The March on Washington taught me a lesson I will never forget--that ordinary people, when working together, can truly bring about major social and political change. The March, along with the other mass demonstrations, sit-ins, freedom rides, and voter registration drives, made it possible to pass the Civil Rights Act of 1964 and the Voting Rights Act of 1965, which ended legal segregation in America. Of course they didn't put an end to all racial prejudice. And even Obama's election will not by itself put an end to the poverty of the inner city or the tragedy of more African American men with prison records than college degrees. But both the Civil Rights Acts of the '60s and the elevation of Barack Obama to become the 44th President of these United States of America are extraordinary steps along the path to building a more perfect union.

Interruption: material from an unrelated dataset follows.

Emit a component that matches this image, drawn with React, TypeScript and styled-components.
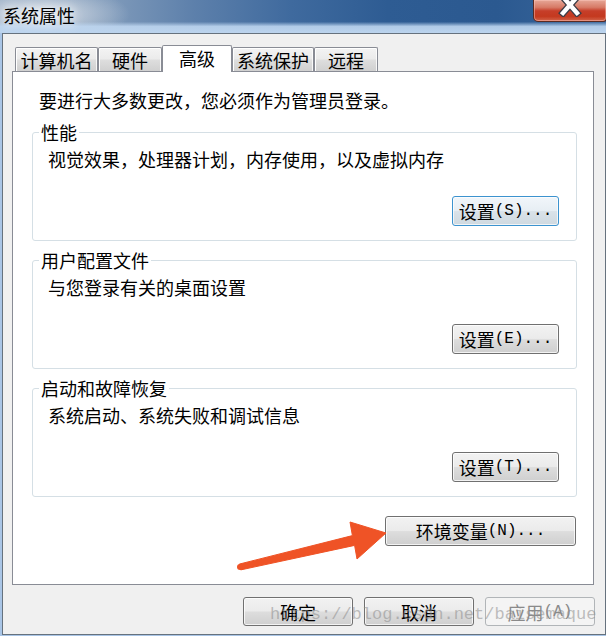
import React from "react";
import styled, { createGlobalStyle, css } from "styled-components";

const GlobalStyle = createGlobalStyle`
  html, body { margin: 0; padding: 0; background: #f0f0f0; }
  body {
    width: 606px; height: 636px; overflow: hidden;
    font-family: "Noto Sans CJK SC", "Microsoft YaHei", sans-serif;
    color: #000;
  }
  * { box-sizing: border-box; }
`;

const Window = styled.div`
  position: relative;
  width: 606px;
  height: 636px;
  display: flex;
  flex-direction: column;
  background: #a9c5e6;
  overflow: hidden;
`;

const TitleBar = styled.div`
  flex: none;
  height: 33px;
  display: flex;
  justify-content: space-between;
  align-items: flex-start;
  background:
    linear-gradient(to bottom, rgba(190, 214, 240, 0) 0%, rgba(190, 214, 240, 0) 66%, rgba(190, 214, 240, 0.9) 80%, #bcd4ee 100%),
    radial-gradient(ellipse 90px 28px at 40px 14px, rgba(225, 230, 236, 0.95), rgba(225, 230, 236, 0) 100%),
    linear-gradient(to right, #8fa6c0 0%, #7f9aba 18%, #5d80ab 32%, #3f6a9e 48%, #2e5c93 64%, #2b5990 82%, #3a679c 100%);
`;

const Title = styled.div`
  padding: 4px 0 0 3px;
  font-size: 18px;
  line-height: 22px;
  color: #000;
  text-shadow: 0 0 8px rgba(255, 255, 255, 0.95), 0 0 14px rgba(255, 255, 255, 0.8);
`;

const CloseButton = styled.div`
  width: 74px;
  height: 22px;
  margin-right: -1px;
  display: flex;
  justify-content: center;
  align-items: flex-start;
  border: 1px solid #5b2a22;
  border-top: none;
  border-radius: 0 0 4px 5px;
  background: linear-gradient(to bottom, #e6a797 0%, #d77a66 35%, #c63e29 52%, #c4391f 78%, #d2644a 100%);
  box-shadow: inset 0 0 0 1px rgba(255, 205, 195, 0.45);
`;

const Body = styled.div`
  flex: 1;
  margin: 0 0 1px 2px;
  border: 1px solid #66727e;
  background: #f0f0f0;
  display: flex;
  flex-direction: column;
  padding: 11px 11px 8px 9px;
`;

const TabStrip = styled.div`
  flex: none;
  height: 26px;
  display: flex;
  align-items: flex-end;
  padding-left: 3px;
`;

const Tab = styled.div<{ $w: number; $active?: boolean }>`
  width: ${(p) => p.$w}px;
  height: 24px;
  display: flex;
  align-items: center;
  justify-content: center;
  border: 1px solid #898c95;
  border-bottom: none;
  border-radius: 2px 2px 0 0;
  background: linear-gradient(to bottom, #f3f3f3 0%, #ebebeb 48%, #dedede 52%, #d0d0d0 100%);
  box-shadow: inset 1px 1px 0 #fff, inset -1px 0 0 rgba(255, 255, 255, 0.8);
  font-size: 18px;
  line-height: 22px;
  white-space: nowrap;
  ${(p) =>
    p.$active &&
    css`
      position: relative;
      z-index: 1;
      height: 27px;
      margin-bottom: -1px;
      padding-bottom: 3px;
      background: #fff;
      box-shadow: none;
    `}
`;

const Panel = styled.div`
  flex: 1;
  display: flex;
  flex-direction: column;
  background: #fff;
  border: 1px solid #898c95;
  padding: 0 16px 0 19px;
`;

const Intro = styled.div`
  margin: 16px 0 0 7px;
  height: 24px;
  font-size: 18px;
  line-height: 24px;
  white-space: nowrap;
`;

const GroupStack = styled.div`
  margin-top: 10px;
  display: flex;
  flex-direction: column;
  gap: 9px;
`;

const Group = styled.fieldset`
  margin: 0;
  min-width: 0;
  padding: 0 17px 14px 0;
  border: 1px solid #d5dfe5;
  border-radius: 3px;
  display: flex;
  flex-direction: column;
`;

const Legend = styled.legend`
  margin-left: 6px;
  padding: 0 2px;
  font-size: 18px;
  line-height: 20px;
`;

const GroupText = styled.div`
  margin: 6px 0 0 15px;
  font-size: 18px;
  line-height: 22px;
  white-space: nowrap;
`;

type Tone = "normal" | "focused" | "disabled";

const Button = styled.button<{ $w: number; $h?: number; $tone?: Tone }>`
  flex: none;
  width: ${(p) => p.$w}px;
  height: ${(p) => p.$h ?? 30}px;
  padding: 0;
  display: flex;
  align-items: center;
  justify-content: center;
  border: 1px solid #707070;
  border-radius: 3px;
  background: linear-gradient(to bottom, #f2f2f2 0%, #ebebeb 48%, #dddddd 52%, #cfcfcf 100%);
  box-shadow: inset 0 0 0 1px rgba(255, 255, 255, 0.75);
  font-family: "Noto Sans CJK SC", sans-serif;
  font-size: 18px;
  line-height: 22px;
  color: #000;
  white-space: nowrap;
  ${(p) =>
    p.$tone === "focused" &&
    css`
      border-color: #3c93cf;
      background: linear-gradient(to bottom, #f1f6fa 0%, #e7eef4 48%, #d9e2e9 52%, #cfd9e0 100%);
      box-shadow: inset 0 0 0 1px rgba(255, 255, 255, 0.7);
    `}
  ${(p) =>
    p.$tone === "disabled" &&
    css`
      border-color: #b1b5b8;
      background: #f4f4f4;
      box-shadow: none;
      color: #8a8a8a;
    `}
`;

const GroupButton = styled(Button)`
  align-self: flex-end;
  margin-top: 26px;
`;

const EnvButton = styled(Button)`
  align-self: flex-end;
  margin: 19px 1px 0 0;
`;

const Accel = styled.span`
  font-family: "Liberation Mono", monospace;
  font-size: 16px;
`;

const DialogButtons = styled.div`
  flex: none;
  margin: 12px -1px 0 0;
  display: flex;
  justify-content: flex-end;
  gap: 11px;
`;

const ArrowMark = styled.svg`
  position: absolute;
  left: 230px;
  top: 512px;
  width: 170px;
  height: 64px;
  pointer-events: none;
`;

const Watermark = styled.div`
  position: absolute;
  left: 270px;
  top: 604px;
  font-family: "Liberation Mono", monospace;
  font-size: 17px;
  line-height: 22px;
  color: rgba(140, 140, 140, 0.55);
  white-space: nowrap;
  pointer-events: none;
`;

const tabs = [
  { label: "计算机名", w: 83 },
  { label: "硬件", w: 64 },
  { label: "高级", w: 70, active: true },
  { label: "系统保护", w: 82 },
  { label: "远程", w: 64 },
];

const groups: { title: string; text: string; key: string; tone: Tone }[] = [
  { title: "性能", text: "视觉效果，处理器计划，内存使用，以及虚拟内存", key: "S", tone: "focused" },
  { title: "用户配置文件", text: "与您登录有关的桌面设置", key: "E", tone: "normal" },
  { title: "启动和故障恢复", text: "系统启动、系统失败和调试信息", key: "T", tone: "normal" },
];

function CloseGlyph() {
  return (
    <svg width="24" height="17" viewBox="0 0 24 17">
      <path d="M5 -3 L19 13 M19 -3 L5 13" stroke="#3d3d46" strokeWidth="7" strokeLinecap="square" />
      <path d="M5 -3 L19 13 M19 -3 L5 13" stroke="#ffffff" strokeWidth="4.4" strokeLinecap="square" />
    </svg>
  );
}

export default function App() {
  return (
    <>
      <GlobalStyle />
      <Window>
        <TitleBar>
          <Title>系统属性</Title>
          <CloseButton aria-label="关闭">
            <CloseGlyph />
          </CloseButton>
        </TitleBar>
        <Body>
          <TabStrip>
            {tabs.map((t) => (
              <Tab key={t.label} $w={t.w} $active={t.active}>
                {t.label}
              </Tab>
            ))}
          </TabStrip>
          <Panel>
            <Intro>要进行大多数更改，您必须作为管理员登录。</Intro>
            <GroupStack>
              {groups.map((g) => (
                <Group key={g.title}>
                  <Legend>{g.title}</Legend>
                  <GroupText>{g.text}</GroupText>
                  <GroupButton $w={107} $tone={g.tone}>
                    设置<Accel>({g.key})...</Accel>
                  </GroupButton>
                </Group>
              ))}
            </GroupStack>
            <EnvButton $w={191}>
              环境变量<Accel>(N)...</Accel>
            </EnvButton>
          </Panel>
          <DialogButtons>
            <Button $w={110} $h={29}>确定</Button>
            <Button $w={110} $h={29}>取消</Button>
            <Button $w={110} $h={29} $tone="disabled">
              应用<Accel>(A)</Accel>
            </Button>
          </DialogButtons>
        </Body>
        <ArrowMark viewBox="0 0 170 64">
          <path
            d="M9.3 52.1 L122.4 23.6 L120 10 L156 21 L127 47 L124.6 33.4 L10.7 57.9 Z"
            fill="#ef5326"
            stroke="#ef5326"
            strokeWidth="1"
            strokeLinejoin="round"
          />
          <circle cx="10" cy="55" r="3" fill="#ef5326" />
        </ArrowMark>
        <Watermark>https://blog.csdn.net/baisemaque</Watermark>
      </Window>
    </>
  );
}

I have written before about FDR's Secretary of Labor Francis Perkins (the only woman in his cabinet) who, soon after his election, went to FDR and asked him to do more for America's workers. FDR's response was "go out and make me". Among other things, Perkins organized a conference of labor leaders in the Secretary's suite, which developed a ten-point program to present to FDR, including abolition of child labor, higher wages for all workers, government recognition of the right to organize, and social security. Much of this program was eventually enacted as part of the New Deal. But it wouldn't have happened without millions of workers organizing, unionizing and demonstrating, any more than Lyndon Johnson and Congress would have passed the Civil Rights Act without African Americans and their white allies sitting in, marching, registering voters, and even dying.

So let 's celebrate Barack Obama's inauguration as the 44th President of the United States of America, based, in part, on the fulfillment of Dr. King's dream of people being judged not by the color of their skin but by the content of their character. And then let's get to work to organize the necessary popular pressure to make Barack Obama's Presidency fulfill its potential to be a great, progressive and transformative one.